Initially, the effects of PA on NLRP3 inflammasome activation were measured, and it was revealed that PA significantly increased NLRP3 inflammasome activation, and IL-1β and IL-18 secretion in AML-12 cells (Fig. 2A-G). Notably, Nob decreased the mRNA and protein expression levels of NLRP3, Caspase-1, IL-1β and IL-18 in a dose-dependent manner in PA-treated AML-12 cells (Fig. 2A-E). Furthermore, Nob also suppressed the secretion of IL-1β and IL-18 cytokines in a dose-dependent manner in PA-treated AML-12 cells (Fig. 2F and G). Taken together, these results indicated that Nob inhibits PA-induced NLRP3 inflammasome activation in AML-12 cells.

As shown in Fig. 3A, Nob increased SIRT1 protein expression in a dose-dependent manner. PA treatment alone evidently decreased the protein expression of SIRT1; however, Nob reversed the inhibitory effect of PA on SIRT1 expression (Fig. 3B). These results demonstrated that Nob upregulates SIRT1 expression in AML-12 cells.

To investigate whether SIRT1 mediated the protective effect of Nob, the present study used SIRT1-siRNA to knockdown SIRT1. NC siRNA did not affect SIRT1 expression (Fig. 4A) or cell viability (data not shown) compared with the blank control. The results revealed that SIRT1-siRNA significantly reduced the mRNA and protein expression levels of SIRT1 compared with with NC group in AML-12 cells (Fig. 4A and B). Notably, Nob was unable to suppress the PA-induced NLRP3 inflammasome activation in the presence of SIRT1-siRNA (Fig. 4C-J). Specifically, Nob decreased the mRNA and protein expression levels of NLRP3, Caspase-1, IL-1β and IL-18 in the presence of PA, while this effect was reversed by SIRT1-siRNA (Fig. 4D-H).
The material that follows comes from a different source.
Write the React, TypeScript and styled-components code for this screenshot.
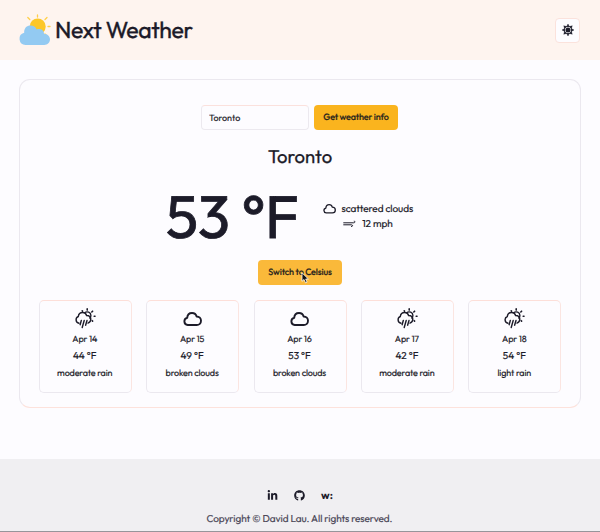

The concentrations of IL-1β and IL-18 exhibited the same pattern (Fig. 4I and J). Furthermore, Nob was unable to reverse the PA-induced reduction in cell viability in the presence of SIRT1-siRNA (Fig. 4K). In summary, these results demonstrated that Nob suppresses PA-induced NLRP3 inflammasome activation in a SIRT1-dependent manner.